Problem description
Could the lines from the start of the data through the line with "and event rows" be set down exactly, with no pictures among them?

Data
┄┄┄┄┄┄┄┄┄┄┄┄┄┄┄┄┄┄┄┄

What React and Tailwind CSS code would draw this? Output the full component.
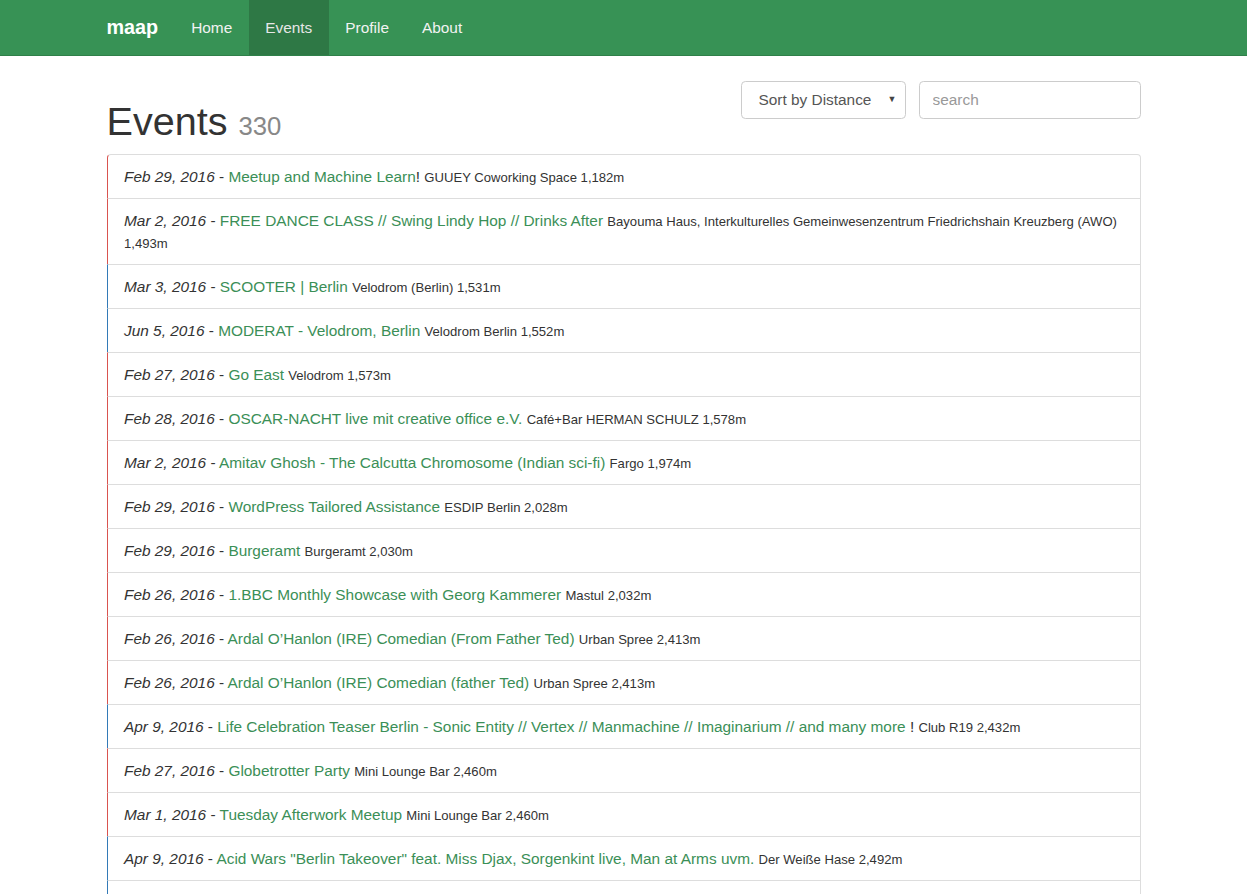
// App.jsx
// Events listing page with top navbar, sort/search controls and event rows

const events = [
  { date: 'Feb 29, 2016', title: 'Meetup and Machine Learn', bang: true, venue: 'GUUEY Coworking Space', dist: '1,182m', tone: 'red' },
  { date: 'Mar 2, 2016', title: 'FREE DANCE CLASS // Swing Lindy Hop // Drinks After', venue: 'Bayouma Haus, Interkulturelles Gemeinwesenzentrum Friedrichshain Kreuzberg (AWO)', dist: '1,493m', tone: 'red' },
  { date: 'Mar 3, 2016', title: 'SCOOTER | Berlin', venue: 'Velodrom (Berlin)', dist: '1,531m', tone: 'blue' },
  { date: 'Jun 5, 2016', title: 'MODERAT - Velodrom, Berlin', venue: 'Velodrom Berlin', dist: '1,552m', tone: 'blue' },
  { date: 'Feb 27, 2016', title: 'Go East', venue: 'Velodrom', dist: '1,573m', tone: 'red' },
  { date: 'Feb 28, 2016', title: 'OSCAR-NACHT live mit creative office e.V.', venue: 'Café+Bar HERMAN SCHULZ', dist: '1,578m', tone: 'red' },
  { date: 'Mar 2, 2016', title: 'Amitav Ghosh - The Calcutta Chromosome (Indian sci-fi)', venue: 'Fargo', dist: '1,974m', tone: 'red' },
  { date: 'Feb 29, 2016', title: 'WordPress Tailored Assistance', venue: 'ESDIP Berlin', dist: '2,028m', tone: 'red' },
  { date: 'Feb 29, 2016', title: 'Burgeramt', venue: 'Burgeramt', dist: '2,030m', tone: 'red' },
  { date: 'Feb 26, 2016', title: '1.BBC Monthly Showcase with Georg Kammerer', venue: 'Mastul', dist: '2,032m', tone: 'red' },
  { date: 'Feb 26, 2016', title: 'Ardal O’Hanlon (IRE) Comedian (From Father Ted)', venue: 'Urban Spree', dist: '2,413m', tone: 'red' },
  { date: 'Feb 26, 2016', title: 'Ardal O’Hanlon (IRE) Comedian (father Ted)', venue: 'Urban Spree', dist: '2,413m', tone: 'red' },
  { date: 'Apr 9, 2016', title: 'Life Celebration Teaser Berlin - Sonic Entity // Vertex // Manmachine // Imaginarium // and many more ', bang: true, venue: 'Club R19', dist: '2,432m', tone: 'blue' },
  { date: 'Feb 27, 2016', title: 'Globetrotter Party', venue: 'Mini Lounge Bar', dist: '2,460m', tone: 'red' },
  { date: 'Mar 1, 2016', title: 'Tuesday Afterwork Meetup', venue: 'Mini Lounge Bar', dist: '2,460m', tone: 'red' },
  { date: 'Apr 9, 2016', title: 'Acid Wars "Berlin Takeover" feat. Miss Djax, Sorgenkint live, Man at Arms uvm.', venue: 'Der Weiße Hase', dist: '2,492m', tone: 'blue' },
];

function EventRow({ event, first }) {
  return (
    <div
      className={`border border-[#ddd] -mb-px px-[16.5px] py-[10.5px] leading-[22px] ${
        event.tone === 'red' ? 'border-l-[#d9534f]' : 'border-l-[#337ab7]'
      } ${first ? 'rounded-t-[4px]' : ''}`}
    >
      <em className="italic">{event.date}</em> -{' '}
      <a href="#" className="text-[#3b8f57]">{event.title}</a>
      {event.bang && '!'}{' '}
      <small className="text-[13.1px] leading-none">
        {event.venue} {event.dist}
      </small>
    </div>
  );
}

function App() {
  return (
    <div className="min-h-screen bg-white text-[#333] text-[15.4px]" style={{ fontFamily: '"Liberation Sans", Arial, sans-serif' }}>
      {/* Navbar */}
      <nav className="bg-[#379255] border-b border-[#2f8049]">
        <div className="w-[1067px] mx-auto px-[16.5px] flex h-[55px]">
          <a href="#" className="text-white font-bold text-[19.8px] leading-[55px] pr-[16.5px]">maap</a>
          <ul className="flex">
            <li><a href="#" className="block px-[16.5px] leading-[55px] text-[#f2f2f2]">Home</a></li>
            <li><a href="#" className="block px-[16.5px] leading-[55px] text-[#e6e6e6] bg-[#2e7845]">Events</a></li>
            <li><a href="#" className="block px-[16.5px] leading-[55px] text-[#f2f2f2]">Profile</a></li>
            <li><a href="#" className="block px-[16.5px] leading-[55px] text-[#f2f2f2]">About</a></li>
          </ul>
        </div>
      </nav>

      <div className="w-[1067px] mx-auto px-[16.5px] pt-[25px]">
        {/* Header */}
        <div className="flex justify-between items-start">
          <h1 className="mt-[19px] mb-[10.5px] text-[39.6px] leading-[43.5px]">
            Events <small className="text-[25.7px] leading-none text-[#888]">330</small>
          </h1>
          <div className="flex gap-[13px]">
            <div className="relative w-[165px] h-[38px] border border-[#ccc] rounded-[4.4px] flex items-center pl-[17px] text-[#555]">
              Sort by Distance
              <span className="absolute right-[8px] top-[11px] text-[9px] text-[#444]">▼</span>
            </div>
            <input
              placeholder="search"
              className="w-[222px] h-[38px] border border-[#ccc] rounded-[4.4px] px-[13px] placeholder-[#999] outline-none"
            />
          </div>
        </div>

        {/* Events list */}
        <div>
          {events.map((event, i) => (
            <EventRow key={i} event={event} first={i === 0} />
          ))}
          {/* next row continues below the fold */}
          <div className="border border-[#ddd] border-l-[#337ab7] h-[44px]" />
        </div>
      </div>
    </div>
  );
}

export default App;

┄┄┄┄┄┄┄┄┄┄┄┄┄┄┄┄┄┄┄┄

Response
What React and Tailwind CSS code would draw this? Output the full component.
// App.jsx
// Events listing page with top navbar, sort/search controls and event rows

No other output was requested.